COMUNICAÇÃO SOCIAL É ‘PAROLA’ EM MATÉRIA DE CULTURA

Porém, precisamente neste enquadramento, o que realmente considera lamentável é que a comunicação social nacional tenha pura e simplesmente ignorado o facto de dois jovens músicos portugueses terem conseguido ser seleccionados para a Orquestra Sinfónica de Berlim, “que é a mais difícil orquestra, para se entrar”.

“É vergonhoso”, sublinha. “Comparando com o futebol, isso é exactamente a mesma coisa que ser contratado para a primeira equipa do Barcelona ou do Real Madrid. Mas nenhum jornal nem televisão disse nada, por parolice, porque são parolos! Porque isto era de pôr na primeira página! Isto é o que mostra o que temos, a comunicação social que, lamento muito dizê-lo, está ao nível do nosso Governo”.
E prossegue, criticando “aquelas bodegas que nos apresentam diariamente, com que martelam as pessoas… Drogam as populações. Tudo serve para fabricar vedetas extraordinárias, até o pior rockeiro… porque os bons, eu conheço-os! E, pior que isso, são os DJs, que é uma profissão que eu não reconheço!  Há duas profissões que eu não reconheço:  a de DJ e a de homem-estátua (risos). Por maior que seja o meu sentido democrático”.
“De repente, eu tenho de ver um músico ao lado de um DJ, como se ambos fossem o mesmo… Lamento muito, mas o meu sentido de democracia não vai tão longe. Não exageremos. Sou a favor do entretenimento, da diversão, das pessoas dançarem, cantarem, irem beber uns copos, se quiserem… Mas isso é entretenimento, não é Cultura”, denuncia. E a comunicação social lusa não devia tratar Cultura e entretenimento por igual.
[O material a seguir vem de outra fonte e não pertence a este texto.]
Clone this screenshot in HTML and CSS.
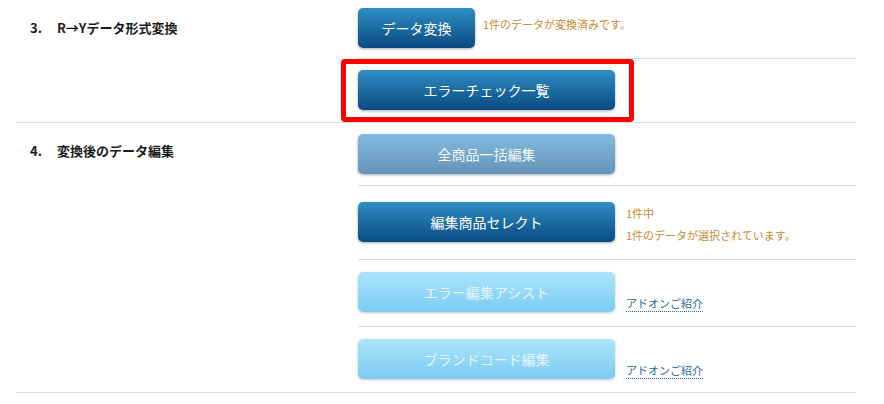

Finalmente, quanto à atenção dedicada pelo público à sua produção cultural, que é vasta, o nosso entrevistado não tem queixas: tem sido sempre bem acolhido.
“Eu seria de uma injustiça e de uma ingratidão total se dissesse que o público não me apoia. Isso não é verdade. Em 2011 fiz vinte e tal concertos pelo país, que se cifraram em cerca de 14 mil pessoas. É bom”, constata, feliz pelo interesse demonstrado.